Given instruction: Go through the material and pull out every line with the string "that" in it.

··· Extracted information ···

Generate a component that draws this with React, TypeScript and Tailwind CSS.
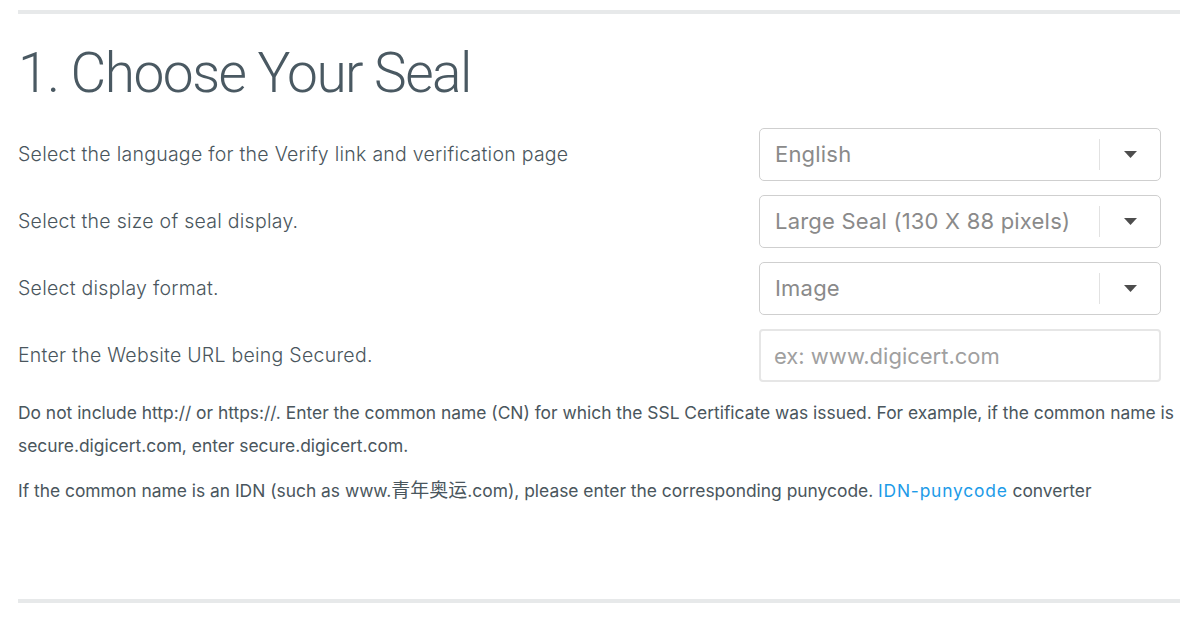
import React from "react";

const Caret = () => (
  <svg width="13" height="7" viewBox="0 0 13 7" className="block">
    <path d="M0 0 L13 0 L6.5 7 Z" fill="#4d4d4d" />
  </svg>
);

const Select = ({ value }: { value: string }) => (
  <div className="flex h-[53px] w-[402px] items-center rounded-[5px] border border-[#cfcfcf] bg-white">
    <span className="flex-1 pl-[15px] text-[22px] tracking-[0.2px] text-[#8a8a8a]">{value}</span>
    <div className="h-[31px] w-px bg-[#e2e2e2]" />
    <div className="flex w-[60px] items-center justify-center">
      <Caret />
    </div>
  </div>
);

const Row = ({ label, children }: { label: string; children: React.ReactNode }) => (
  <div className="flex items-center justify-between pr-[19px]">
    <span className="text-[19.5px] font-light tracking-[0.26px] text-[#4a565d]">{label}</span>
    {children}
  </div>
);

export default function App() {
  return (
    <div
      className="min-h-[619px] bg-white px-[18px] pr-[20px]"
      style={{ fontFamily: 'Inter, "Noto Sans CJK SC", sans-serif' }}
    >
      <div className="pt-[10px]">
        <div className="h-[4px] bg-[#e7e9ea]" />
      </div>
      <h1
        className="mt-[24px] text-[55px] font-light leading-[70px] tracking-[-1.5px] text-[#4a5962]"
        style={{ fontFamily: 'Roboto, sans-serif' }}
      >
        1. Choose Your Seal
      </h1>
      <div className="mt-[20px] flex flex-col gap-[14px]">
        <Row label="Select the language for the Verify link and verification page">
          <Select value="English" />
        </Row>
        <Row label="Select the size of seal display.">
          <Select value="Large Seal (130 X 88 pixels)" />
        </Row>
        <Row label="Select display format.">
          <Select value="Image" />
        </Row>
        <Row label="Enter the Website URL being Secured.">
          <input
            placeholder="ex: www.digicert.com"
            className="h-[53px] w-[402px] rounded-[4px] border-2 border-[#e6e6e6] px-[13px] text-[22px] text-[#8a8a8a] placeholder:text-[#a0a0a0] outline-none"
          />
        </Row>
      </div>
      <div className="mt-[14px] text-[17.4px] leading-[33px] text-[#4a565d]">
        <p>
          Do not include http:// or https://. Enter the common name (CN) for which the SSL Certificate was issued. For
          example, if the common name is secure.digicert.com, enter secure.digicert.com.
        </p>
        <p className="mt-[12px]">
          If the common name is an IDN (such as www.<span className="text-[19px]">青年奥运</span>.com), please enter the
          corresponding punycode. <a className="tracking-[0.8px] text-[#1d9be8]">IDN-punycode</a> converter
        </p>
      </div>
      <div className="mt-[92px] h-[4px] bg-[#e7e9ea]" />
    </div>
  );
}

···
··· Extracted information ···

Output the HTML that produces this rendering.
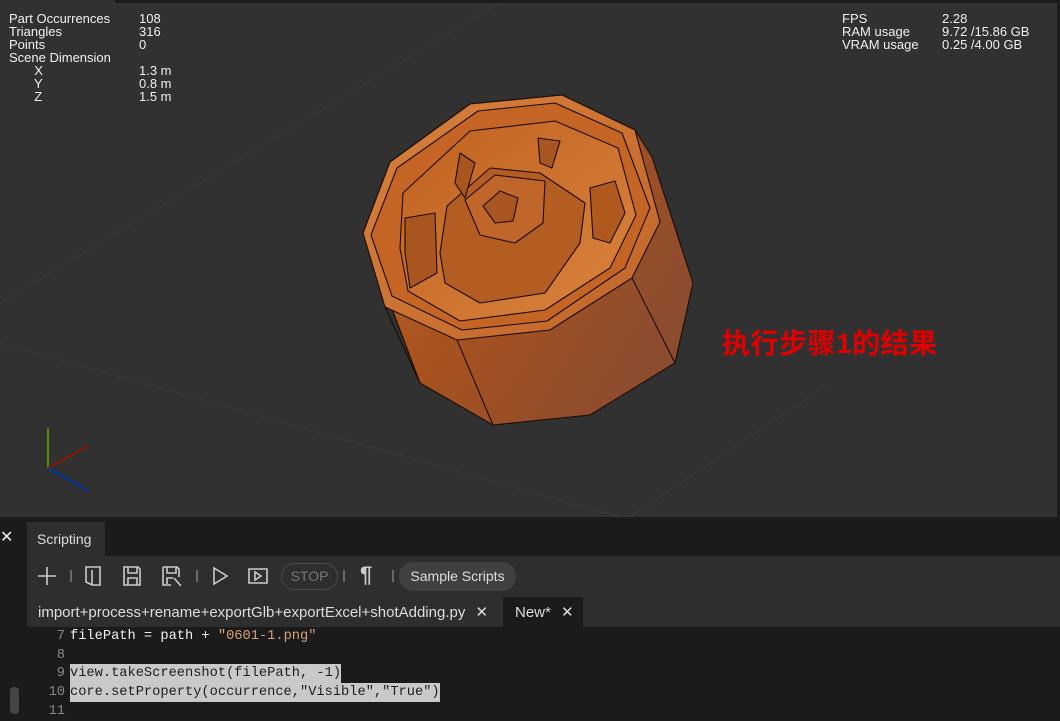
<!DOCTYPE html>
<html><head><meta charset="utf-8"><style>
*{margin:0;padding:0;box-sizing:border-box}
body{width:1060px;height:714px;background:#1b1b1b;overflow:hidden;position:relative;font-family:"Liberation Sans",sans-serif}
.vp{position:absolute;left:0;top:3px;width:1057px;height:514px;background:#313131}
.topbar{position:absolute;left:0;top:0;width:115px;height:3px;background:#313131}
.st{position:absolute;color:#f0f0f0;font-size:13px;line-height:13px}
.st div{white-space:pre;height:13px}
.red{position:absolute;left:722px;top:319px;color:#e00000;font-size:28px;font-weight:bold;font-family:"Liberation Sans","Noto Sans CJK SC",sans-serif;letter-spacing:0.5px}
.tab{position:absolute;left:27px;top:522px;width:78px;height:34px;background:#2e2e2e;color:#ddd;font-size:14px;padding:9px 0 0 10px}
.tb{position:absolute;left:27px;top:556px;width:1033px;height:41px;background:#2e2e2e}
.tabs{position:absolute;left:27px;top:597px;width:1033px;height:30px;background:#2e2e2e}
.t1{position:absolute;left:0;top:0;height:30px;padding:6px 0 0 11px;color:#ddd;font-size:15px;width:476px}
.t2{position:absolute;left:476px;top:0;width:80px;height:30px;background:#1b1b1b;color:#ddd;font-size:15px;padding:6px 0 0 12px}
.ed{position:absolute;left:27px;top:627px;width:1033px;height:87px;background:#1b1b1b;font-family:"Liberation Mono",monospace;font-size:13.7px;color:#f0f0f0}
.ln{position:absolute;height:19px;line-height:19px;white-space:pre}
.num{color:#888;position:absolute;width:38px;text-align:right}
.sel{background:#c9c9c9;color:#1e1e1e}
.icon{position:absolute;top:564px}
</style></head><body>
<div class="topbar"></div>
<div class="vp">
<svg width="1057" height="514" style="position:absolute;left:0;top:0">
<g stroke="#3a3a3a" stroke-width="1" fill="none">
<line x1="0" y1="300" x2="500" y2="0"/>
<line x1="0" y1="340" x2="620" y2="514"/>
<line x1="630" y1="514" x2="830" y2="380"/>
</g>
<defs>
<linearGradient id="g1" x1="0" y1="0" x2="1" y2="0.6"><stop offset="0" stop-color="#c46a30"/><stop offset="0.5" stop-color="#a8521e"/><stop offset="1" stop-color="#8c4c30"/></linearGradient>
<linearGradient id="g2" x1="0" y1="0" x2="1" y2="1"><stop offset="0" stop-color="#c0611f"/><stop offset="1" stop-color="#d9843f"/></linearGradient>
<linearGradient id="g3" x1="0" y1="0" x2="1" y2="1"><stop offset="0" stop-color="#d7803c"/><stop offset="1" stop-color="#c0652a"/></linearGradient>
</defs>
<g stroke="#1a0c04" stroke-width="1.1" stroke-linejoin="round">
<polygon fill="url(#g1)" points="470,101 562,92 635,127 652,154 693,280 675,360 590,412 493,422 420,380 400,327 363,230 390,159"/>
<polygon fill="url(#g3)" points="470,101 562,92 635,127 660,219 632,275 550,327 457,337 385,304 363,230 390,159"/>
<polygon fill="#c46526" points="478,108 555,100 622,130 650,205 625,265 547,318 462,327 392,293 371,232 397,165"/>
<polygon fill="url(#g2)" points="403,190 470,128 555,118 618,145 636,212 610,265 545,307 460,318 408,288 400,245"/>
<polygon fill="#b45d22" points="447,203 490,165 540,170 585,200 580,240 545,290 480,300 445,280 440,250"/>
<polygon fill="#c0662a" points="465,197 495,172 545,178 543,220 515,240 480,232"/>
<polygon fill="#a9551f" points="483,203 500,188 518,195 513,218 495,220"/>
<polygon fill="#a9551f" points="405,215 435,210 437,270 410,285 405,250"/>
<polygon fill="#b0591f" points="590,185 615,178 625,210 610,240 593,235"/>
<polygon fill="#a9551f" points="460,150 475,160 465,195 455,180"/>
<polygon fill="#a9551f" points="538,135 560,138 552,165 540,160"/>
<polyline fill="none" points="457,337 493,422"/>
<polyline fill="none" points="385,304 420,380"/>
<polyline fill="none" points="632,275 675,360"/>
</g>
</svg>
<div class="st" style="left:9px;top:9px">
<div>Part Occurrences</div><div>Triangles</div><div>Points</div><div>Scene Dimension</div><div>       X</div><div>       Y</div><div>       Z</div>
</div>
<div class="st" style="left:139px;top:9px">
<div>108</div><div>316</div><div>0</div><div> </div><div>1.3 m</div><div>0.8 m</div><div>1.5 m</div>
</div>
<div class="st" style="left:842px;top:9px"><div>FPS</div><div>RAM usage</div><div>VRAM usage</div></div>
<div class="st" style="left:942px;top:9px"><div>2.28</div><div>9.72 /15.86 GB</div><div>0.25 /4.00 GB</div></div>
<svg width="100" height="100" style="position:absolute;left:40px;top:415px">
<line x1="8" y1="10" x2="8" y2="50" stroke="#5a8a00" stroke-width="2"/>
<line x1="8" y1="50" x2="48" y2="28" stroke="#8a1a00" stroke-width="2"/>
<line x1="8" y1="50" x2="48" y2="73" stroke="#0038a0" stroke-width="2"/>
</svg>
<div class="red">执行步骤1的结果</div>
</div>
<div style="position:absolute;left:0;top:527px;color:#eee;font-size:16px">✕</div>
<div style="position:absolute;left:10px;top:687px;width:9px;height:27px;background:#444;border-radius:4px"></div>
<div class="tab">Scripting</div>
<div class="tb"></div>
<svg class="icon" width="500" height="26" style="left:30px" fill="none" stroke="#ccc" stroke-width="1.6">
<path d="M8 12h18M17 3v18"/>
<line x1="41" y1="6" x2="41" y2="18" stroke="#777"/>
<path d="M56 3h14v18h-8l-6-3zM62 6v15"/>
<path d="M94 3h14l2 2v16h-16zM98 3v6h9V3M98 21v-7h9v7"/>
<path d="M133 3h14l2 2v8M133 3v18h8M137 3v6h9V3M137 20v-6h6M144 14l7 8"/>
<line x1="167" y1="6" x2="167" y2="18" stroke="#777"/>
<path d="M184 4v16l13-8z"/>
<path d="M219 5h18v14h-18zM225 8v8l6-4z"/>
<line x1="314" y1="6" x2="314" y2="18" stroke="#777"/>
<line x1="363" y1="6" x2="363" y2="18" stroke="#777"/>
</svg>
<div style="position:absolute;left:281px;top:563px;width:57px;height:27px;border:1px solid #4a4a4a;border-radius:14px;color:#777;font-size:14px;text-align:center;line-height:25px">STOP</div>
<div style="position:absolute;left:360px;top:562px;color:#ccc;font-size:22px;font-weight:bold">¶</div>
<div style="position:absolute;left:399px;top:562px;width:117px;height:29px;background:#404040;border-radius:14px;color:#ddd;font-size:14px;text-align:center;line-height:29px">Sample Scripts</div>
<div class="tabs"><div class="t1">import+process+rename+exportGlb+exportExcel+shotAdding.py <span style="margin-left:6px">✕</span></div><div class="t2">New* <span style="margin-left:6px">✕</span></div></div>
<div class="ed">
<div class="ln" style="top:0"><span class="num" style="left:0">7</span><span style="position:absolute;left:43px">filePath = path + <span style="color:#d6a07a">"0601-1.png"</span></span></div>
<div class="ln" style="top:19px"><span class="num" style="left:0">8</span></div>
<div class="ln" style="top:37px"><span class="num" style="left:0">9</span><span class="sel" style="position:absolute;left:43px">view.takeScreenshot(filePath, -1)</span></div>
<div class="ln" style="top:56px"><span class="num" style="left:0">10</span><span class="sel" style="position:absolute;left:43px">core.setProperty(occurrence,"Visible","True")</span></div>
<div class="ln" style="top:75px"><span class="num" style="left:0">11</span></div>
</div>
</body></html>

···

Final result:
Generate a component that draws this with React, TypeScript and Tailwind CSS.
Output the HTML that produces this rendering.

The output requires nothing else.